Geoffroy MATHIEU 

Un mince vernis de réalité 2000 – 2008
 
 
 
 
 
 
 
 
 
 
 
 
 
 
 

Un mince vernis de réalité 2000 – 2008
38 photographies couleurs
Impression jet d’encre

"Un mince vernis de réalité immédiate recouvre la matière, naturelle ou fabriquée, et quiconque désire demeurer dans le présent, avec le présent, sur le présent, doit prendre garde de n'en pas briser la tension superficielle"
Vladimir Nabokov, la transparence des choses

« Bon, je vais faire un tour dans le quartier »
Jirô Taniguchi, L’homme qui marche

Ces images sont comme des extractions de réel puisées dans une réalité contemplée. Elles sont le résultat d’une pratique quotidienne à la recherche, non de moments mais de dessins, formes ou situations qui composent le monde. Pour peu que le regard soit disponible et vigilant, les images apparaissent et n’ont plus qu’à êtres empruntées (et non capturées).
Ces parcelles de monde sont autant de témoignages d’un certain regard posé à certains endroits aussi divers soient-ils. Tout est à photographier. Au milieu d’un champs, au bord de la mer, au coin d'une rue... Pour peu qu’apparaisse sur le lieu de la vision une charge poétique suffisante pour torturer le documentaire qui la compose. Pour peu qu’il y soit possible de capter ce « mince vernis de réalité » qui recouvre toute chose. Pour peu qu’arrivent ces petits accidents qui bousculent l’ordre des choses.
Il ne s’agit alors plus de narration, ni de reportage, ni de démonstration, ni d’autobiographie mais de parcelles individuelles poétiques de monde rendues disponibles et réveillées par le processus photographique.
Cela compose des séries avec autant de sujets qu’il y a de photos sans autres liants entre elles que la façon dont elles ont été prises. Et qui ne témoigne plus que d’une seule chose, un rapport au monde.

Extrait du texte de Michel Poivert :
L’inconscient prosaïque ou le goût des cadavres exquis
Préface du coffret, Un mince vernis de réalité, Editions Filigranes

(...) Geoffroy Mathieu, ayant au préalable mis une distance par le recours à un paysage de mer. Rapidement le couple qu’il forme avec un port et la figure d’un homme solitaire regarde du côté de la terre. Et c’est presque toujours dans l’alternance des états comme des éléments que l’artiste développe son univers poétique.

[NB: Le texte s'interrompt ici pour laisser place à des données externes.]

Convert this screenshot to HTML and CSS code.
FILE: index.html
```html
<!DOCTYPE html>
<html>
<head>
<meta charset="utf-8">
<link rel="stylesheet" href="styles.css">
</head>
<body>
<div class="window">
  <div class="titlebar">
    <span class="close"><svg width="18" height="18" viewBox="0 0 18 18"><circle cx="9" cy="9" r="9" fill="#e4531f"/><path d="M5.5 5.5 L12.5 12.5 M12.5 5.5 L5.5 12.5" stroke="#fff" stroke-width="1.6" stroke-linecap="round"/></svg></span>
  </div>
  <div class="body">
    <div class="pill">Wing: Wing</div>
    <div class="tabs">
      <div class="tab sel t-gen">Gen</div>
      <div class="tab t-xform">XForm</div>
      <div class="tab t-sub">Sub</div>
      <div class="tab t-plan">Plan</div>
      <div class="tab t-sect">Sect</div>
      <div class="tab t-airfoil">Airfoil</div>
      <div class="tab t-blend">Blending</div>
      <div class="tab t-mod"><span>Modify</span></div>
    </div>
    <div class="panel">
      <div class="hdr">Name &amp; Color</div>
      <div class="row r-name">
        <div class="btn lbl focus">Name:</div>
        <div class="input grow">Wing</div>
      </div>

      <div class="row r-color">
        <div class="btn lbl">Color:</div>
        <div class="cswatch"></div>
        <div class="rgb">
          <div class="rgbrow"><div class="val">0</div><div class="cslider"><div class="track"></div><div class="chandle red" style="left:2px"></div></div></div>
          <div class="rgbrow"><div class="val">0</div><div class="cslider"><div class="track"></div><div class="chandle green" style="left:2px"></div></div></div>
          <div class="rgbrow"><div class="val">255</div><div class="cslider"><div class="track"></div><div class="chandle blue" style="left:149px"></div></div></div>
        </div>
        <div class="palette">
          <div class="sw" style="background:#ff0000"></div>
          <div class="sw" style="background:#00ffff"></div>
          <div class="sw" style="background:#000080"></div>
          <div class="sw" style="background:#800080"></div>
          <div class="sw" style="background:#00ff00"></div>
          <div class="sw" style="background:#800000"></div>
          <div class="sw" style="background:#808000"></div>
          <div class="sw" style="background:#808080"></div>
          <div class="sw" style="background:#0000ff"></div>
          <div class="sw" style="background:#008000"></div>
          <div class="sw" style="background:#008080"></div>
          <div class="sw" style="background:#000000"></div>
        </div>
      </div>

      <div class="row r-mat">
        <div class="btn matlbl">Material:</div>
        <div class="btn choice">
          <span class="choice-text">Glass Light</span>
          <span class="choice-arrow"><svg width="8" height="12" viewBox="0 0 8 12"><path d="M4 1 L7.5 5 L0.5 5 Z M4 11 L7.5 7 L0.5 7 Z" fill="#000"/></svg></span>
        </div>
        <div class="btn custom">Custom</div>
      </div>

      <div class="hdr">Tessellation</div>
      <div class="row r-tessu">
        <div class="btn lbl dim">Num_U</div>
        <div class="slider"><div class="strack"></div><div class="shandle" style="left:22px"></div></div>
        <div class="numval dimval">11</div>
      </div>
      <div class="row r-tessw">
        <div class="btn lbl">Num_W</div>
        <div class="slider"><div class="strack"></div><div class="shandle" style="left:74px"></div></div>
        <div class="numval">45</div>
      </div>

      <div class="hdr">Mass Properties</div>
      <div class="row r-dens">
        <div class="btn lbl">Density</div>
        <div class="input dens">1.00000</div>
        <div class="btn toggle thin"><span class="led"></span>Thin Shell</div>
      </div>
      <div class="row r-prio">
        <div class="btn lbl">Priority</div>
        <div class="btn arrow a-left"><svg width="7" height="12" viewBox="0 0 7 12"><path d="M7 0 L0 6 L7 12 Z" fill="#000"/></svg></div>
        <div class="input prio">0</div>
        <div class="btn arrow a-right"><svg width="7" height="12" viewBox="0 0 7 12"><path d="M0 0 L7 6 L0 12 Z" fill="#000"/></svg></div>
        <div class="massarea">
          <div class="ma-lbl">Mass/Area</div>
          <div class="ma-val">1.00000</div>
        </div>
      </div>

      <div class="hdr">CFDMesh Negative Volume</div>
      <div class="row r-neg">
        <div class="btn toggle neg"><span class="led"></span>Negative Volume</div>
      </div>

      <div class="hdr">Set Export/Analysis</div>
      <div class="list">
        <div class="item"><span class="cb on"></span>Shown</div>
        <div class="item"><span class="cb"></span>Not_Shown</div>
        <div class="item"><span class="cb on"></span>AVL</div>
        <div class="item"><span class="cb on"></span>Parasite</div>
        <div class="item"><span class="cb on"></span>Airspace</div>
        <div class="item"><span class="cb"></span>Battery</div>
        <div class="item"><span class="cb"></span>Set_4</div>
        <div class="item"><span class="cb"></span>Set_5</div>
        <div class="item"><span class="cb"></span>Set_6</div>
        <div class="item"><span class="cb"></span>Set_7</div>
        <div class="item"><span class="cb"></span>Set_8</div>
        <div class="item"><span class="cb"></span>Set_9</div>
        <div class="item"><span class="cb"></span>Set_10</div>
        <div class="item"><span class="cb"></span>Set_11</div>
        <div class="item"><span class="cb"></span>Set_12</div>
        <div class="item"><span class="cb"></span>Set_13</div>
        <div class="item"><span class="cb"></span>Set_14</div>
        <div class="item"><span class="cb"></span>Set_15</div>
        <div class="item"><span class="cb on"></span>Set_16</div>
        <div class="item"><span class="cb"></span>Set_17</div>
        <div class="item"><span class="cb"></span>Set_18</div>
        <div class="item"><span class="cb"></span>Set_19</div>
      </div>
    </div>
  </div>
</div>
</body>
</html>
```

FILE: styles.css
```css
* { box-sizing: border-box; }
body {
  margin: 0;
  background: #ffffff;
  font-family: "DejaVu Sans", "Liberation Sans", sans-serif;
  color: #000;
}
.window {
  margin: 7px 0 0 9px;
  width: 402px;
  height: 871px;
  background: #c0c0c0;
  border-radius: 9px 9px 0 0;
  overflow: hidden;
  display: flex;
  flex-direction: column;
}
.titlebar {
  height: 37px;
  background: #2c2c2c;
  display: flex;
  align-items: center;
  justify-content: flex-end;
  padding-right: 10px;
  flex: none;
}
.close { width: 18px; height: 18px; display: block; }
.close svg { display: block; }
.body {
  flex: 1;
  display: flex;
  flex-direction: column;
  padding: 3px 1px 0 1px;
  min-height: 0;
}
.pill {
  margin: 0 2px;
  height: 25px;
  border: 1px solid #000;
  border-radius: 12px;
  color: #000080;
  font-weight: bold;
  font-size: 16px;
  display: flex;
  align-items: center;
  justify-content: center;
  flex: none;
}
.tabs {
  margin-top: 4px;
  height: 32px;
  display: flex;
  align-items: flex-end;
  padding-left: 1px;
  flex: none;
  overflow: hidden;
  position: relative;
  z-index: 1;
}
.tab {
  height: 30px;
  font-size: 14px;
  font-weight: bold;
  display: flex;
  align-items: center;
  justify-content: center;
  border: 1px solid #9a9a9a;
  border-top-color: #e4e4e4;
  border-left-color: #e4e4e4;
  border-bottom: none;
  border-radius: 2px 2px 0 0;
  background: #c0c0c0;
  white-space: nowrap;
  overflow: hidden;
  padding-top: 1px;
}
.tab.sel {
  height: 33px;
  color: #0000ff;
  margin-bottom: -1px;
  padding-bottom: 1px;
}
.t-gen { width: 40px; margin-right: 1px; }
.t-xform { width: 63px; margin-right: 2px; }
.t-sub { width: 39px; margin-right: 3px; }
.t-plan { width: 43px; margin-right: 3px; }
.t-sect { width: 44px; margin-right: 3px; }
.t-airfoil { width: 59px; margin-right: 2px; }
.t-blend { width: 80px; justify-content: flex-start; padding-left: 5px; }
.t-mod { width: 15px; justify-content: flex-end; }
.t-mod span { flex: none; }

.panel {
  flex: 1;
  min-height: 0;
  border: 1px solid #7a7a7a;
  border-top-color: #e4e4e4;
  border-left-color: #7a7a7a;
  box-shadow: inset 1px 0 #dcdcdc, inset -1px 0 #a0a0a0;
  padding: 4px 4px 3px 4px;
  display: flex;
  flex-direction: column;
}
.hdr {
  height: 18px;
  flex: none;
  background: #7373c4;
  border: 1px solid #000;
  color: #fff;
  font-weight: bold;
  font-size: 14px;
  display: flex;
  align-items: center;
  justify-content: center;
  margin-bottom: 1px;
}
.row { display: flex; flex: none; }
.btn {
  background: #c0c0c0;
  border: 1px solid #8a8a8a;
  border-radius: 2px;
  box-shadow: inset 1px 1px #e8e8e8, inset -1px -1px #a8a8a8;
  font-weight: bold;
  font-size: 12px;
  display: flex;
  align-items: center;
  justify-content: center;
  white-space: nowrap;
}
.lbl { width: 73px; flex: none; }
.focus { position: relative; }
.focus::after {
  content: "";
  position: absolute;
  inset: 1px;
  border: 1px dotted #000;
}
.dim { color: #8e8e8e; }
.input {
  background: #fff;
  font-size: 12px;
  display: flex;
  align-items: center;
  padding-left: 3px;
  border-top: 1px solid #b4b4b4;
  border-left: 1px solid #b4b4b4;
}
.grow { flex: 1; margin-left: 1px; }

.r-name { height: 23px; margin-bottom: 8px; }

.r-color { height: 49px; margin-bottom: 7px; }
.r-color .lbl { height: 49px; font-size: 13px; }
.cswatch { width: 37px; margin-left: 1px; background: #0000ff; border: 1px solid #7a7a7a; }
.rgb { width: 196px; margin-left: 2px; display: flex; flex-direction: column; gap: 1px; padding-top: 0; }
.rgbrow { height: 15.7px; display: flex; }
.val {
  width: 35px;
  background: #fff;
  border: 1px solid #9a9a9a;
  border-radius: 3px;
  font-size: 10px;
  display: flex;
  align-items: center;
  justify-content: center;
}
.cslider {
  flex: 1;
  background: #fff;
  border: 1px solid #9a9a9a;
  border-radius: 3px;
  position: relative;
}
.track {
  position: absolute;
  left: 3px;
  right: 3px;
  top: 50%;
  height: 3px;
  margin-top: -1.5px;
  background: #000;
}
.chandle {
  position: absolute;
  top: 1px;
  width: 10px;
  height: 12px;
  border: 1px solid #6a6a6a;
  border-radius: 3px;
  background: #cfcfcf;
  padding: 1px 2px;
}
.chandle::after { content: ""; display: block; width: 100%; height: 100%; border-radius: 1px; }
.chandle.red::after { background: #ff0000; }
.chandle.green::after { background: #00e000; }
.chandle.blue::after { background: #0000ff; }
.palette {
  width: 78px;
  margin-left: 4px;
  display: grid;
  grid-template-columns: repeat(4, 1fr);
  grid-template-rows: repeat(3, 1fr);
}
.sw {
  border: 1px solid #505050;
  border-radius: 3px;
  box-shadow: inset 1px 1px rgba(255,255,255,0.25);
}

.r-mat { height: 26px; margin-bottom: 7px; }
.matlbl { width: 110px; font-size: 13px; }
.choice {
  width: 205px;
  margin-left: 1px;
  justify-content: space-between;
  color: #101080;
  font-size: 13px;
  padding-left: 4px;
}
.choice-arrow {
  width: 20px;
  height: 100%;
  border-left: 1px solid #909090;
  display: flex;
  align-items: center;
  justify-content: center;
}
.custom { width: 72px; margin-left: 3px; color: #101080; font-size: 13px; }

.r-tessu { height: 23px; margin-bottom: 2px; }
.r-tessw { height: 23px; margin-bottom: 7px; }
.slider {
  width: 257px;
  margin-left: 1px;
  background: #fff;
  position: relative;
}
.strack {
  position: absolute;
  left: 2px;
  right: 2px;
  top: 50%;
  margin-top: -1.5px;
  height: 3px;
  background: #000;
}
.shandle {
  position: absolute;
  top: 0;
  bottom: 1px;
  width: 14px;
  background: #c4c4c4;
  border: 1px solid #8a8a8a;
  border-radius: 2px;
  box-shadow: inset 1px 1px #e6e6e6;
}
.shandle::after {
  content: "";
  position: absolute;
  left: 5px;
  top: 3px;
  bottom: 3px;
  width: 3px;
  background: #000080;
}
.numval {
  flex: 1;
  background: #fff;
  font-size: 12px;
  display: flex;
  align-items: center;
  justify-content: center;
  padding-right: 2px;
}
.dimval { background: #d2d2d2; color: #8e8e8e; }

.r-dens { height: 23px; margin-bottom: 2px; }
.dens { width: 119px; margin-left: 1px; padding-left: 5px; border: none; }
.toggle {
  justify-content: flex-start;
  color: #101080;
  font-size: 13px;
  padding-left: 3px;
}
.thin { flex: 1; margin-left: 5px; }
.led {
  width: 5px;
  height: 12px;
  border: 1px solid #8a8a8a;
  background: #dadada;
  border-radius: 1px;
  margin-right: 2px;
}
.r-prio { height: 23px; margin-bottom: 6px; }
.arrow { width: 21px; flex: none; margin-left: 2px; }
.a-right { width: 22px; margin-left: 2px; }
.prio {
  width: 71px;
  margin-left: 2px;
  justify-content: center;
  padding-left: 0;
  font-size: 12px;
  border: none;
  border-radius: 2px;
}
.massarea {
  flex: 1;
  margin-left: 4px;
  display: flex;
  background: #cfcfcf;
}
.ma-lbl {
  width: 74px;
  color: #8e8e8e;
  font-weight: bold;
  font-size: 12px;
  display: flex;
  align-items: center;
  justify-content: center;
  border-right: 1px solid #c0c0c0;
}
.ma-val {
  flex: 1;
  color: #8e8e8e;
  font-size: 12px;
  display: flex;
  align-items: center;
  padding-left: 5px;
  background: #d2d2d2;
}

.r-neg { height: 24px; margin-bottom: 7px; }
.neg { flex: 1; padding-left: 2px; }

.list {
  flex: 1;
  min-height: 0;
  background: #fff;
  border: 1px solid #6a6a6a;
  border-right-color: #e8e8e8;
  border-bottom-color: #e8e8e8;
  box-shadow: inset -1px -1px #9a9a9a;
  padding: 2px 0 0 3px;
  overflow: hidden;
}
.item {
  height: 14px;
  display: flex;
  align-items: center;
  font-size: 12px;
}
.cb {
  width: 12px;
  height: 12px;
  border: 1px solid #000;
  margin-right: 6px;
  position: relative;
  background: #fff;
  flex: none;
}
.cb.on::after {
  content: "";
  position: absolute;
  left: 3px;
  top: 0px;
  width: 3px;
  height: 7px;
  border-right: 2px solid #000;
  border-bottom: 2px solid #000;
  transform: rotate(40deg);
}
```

Se répondent ainsi le module de terrassement à la géométrie parfaite et les degrés d’un emmarchement en perspective, l’obscurité redoublée d’une frondaison nocturne et le battement lumineux de deux bras de lampadaire, la chaleur d’une plage sauvegardée par son enrochement et l’éclat têtu de la posture d’un tout-petit. Une perspective marine dans le trapèze de tiges métalliques et la profondeur dissimulée d’un trou que recouvre une grille enfeuillée ; une paroi maçonnée que surplombe une frondaison, et une falaise en plongée sur laquelle un homme sombre. L’artiste parvient dans ses fraternités imagées à produire des images orphelines. L’enfance flotte et dérive, la femme est retournée et presque atone, l’architecture carcérale, les ouvertures dérisoires, l’issue amazonienne. Comment mieux dire le peu de sens que l’on accorde au langage ?

Le corps, la nature, la nature du corps, l’objet et le langage. Ce cadavre exquis s’est animé de la description du monde à partir d’images projetées de soi.